Photo courtesy of Azyn Chahryar Members of the Women In Cyber organization at Marshall University are shown in this photo from March.

HUNTINGTON - There are few, if any, female instructors in many of Marshall University's science, computer and technology programs. There may be even fewer female students in these programs. That's why the Women In Cyber organization was created in the spring semester of this year.

Chelsie Cooper, faculty adviser to the group and recent graduate of the Digital Forensics and Information Assurance (DFIA) program, said she knew something needed to be done to spread awareness and help bridge the gender gap in tech fields. Cooper helped create the organization alongside DFIA Chair John Sammons, as she said she experienced the gender gap firsthand in many of her classes.

The Women In Cyber organization is designed to act as a support group for female students going into the tech field, where other females may not be as plentiful as other majors and fields.

"Our goal is to bring awareness that all these tech fields are lacking females," Cooper said. "Engineering, computer, technology, digital forensics, criminal justice, we try to recruit from all the different tech degrees (at Marshall)."

Sammons said the organization was created to help reverse the trend of women being underrepresented in the technology field.

"In our program we're seeing similar numbers that they see nationwide," Sammons said. "Currently around 27% of all the folks in our department, our program, are female. We want to increase those numbers. Cyber security in particular is a field with tremendous job opportunities. So we want to try to spread the good news to make sure that female students feel comfortable and confident. It's definitely not a man's world."

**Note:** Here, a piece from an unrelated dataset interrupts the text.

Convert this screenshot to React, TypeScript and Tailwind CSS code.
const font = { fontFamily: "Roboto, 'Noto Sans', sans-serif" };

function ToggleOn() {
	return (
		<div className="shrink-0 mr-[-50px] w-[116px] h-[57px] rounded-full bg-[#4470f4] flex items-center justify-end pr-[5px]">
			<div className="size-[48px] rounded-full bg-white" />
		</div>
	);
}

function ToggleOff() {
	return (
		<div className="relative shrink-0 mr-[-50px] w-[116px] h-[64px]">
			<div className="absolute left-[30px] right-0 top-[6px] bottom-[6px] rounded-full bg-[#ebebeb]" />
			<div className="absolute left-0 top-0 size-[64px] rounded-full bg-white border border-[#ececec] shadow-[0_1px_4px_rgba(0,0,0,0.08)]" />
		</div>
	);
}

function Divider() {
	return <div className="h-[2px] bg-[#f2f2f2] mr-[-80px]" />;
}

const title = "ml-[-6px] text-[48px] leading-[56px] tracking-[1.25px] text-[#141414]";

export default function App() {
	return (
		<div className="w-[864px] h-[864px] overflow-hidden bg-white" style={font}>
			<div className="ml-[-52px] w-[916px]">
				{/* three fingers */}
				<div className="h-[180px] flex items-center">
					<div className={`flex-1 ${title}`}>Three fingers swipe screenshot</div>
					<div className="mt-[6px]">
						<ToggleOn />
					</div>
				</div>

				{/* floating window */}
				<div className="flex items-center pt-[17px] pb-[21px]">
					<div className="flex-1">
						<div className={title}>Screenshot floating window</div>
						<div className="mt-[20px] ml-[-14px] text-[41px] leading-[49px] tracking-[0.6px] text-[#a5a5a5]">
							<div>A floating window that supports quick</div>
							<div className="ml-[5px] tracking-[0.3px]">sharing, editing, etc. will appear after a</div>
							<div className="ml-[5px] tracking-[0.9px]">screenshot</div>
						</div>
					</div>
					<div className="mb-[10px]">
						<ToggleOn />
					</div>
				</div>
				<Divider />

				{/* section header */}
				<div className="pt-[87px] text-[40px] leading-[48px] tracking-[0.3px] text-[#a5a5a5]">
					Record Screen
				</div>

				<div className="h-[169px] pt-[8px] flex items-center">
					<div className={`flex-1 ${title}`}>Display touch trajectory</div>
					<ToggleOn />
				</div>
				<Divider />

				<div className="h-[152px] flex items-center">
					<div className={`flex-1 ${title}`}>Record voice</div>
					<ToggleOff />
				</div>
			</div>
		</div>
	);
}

Future projects for Women In Cyber include workshops on campus to raise awareness on phishing scams, cyber security and password protection, as well as organize camps for local middle and high school students, Cooper said.

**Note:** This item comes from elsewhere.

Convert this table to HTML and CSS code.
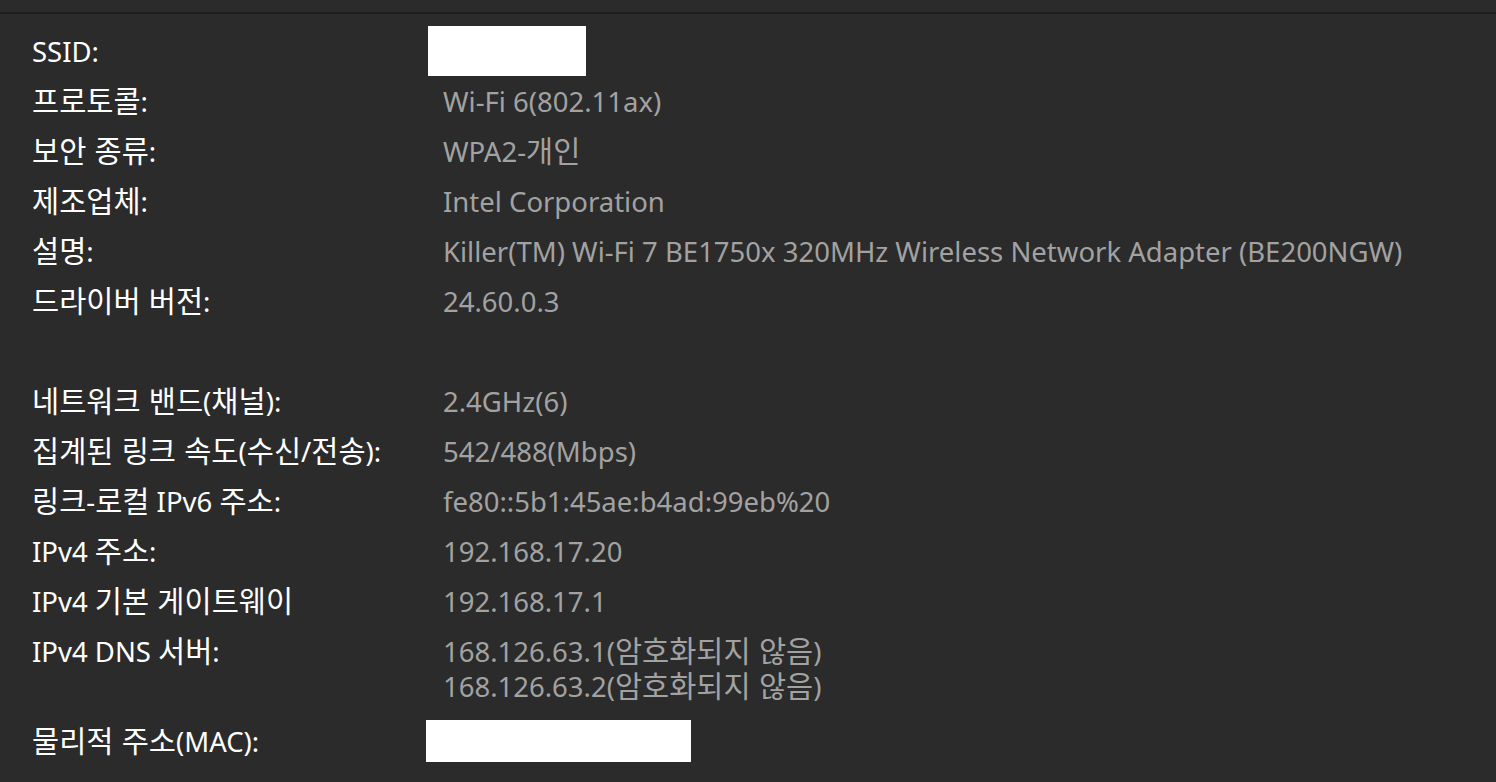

"We're going to do day camps, to strike their interest in the technology fields that they could potentially go into," Cooper said. "Because that's where we feel (the interest) kind of drops off, by the time they get to middle school. So the goal of the camps would be to take things we do in our classroom - what we learn in our degrees - simplify it, and put it in something that would strike their interest that maybe one day they would like to learn more about and go into it."

Cooper said while the organization's goal is to support women in tech, men can join as allies.

"The reason being is, there are males out there that understand how to be a male ally and stick up for women," Cooper said. "But there are also men that do not stick up for women in these fields and do not help us out, and they're the ones that we need to get on our side to help us to ease that path to get more females into it. So that's also part of it, too, is getting them to understand what it is to be a male ally."

Female students who aren't majoring in technology may also join, Cooper said, as they may have outside interests and hobbies in tech.

Women In Cyber currently has 12 members, and while recruiting efforts will be increased in the fall, Sammons said those interested in joining now may email him at john.sammons@marshall.edu. Women In Cyber will also help incoming students at Marshall, Sammons said.

"As incoming freshmen, whether male or female, that can be an intimidating process," Sammons said. "A whole new environment; in essence, they're starting over again. They just left high school at the top of the food chain, and now they're back starting all over. This is a way for them to get involved, to reach out to folks that want to that can answer questions, to give them some guidance."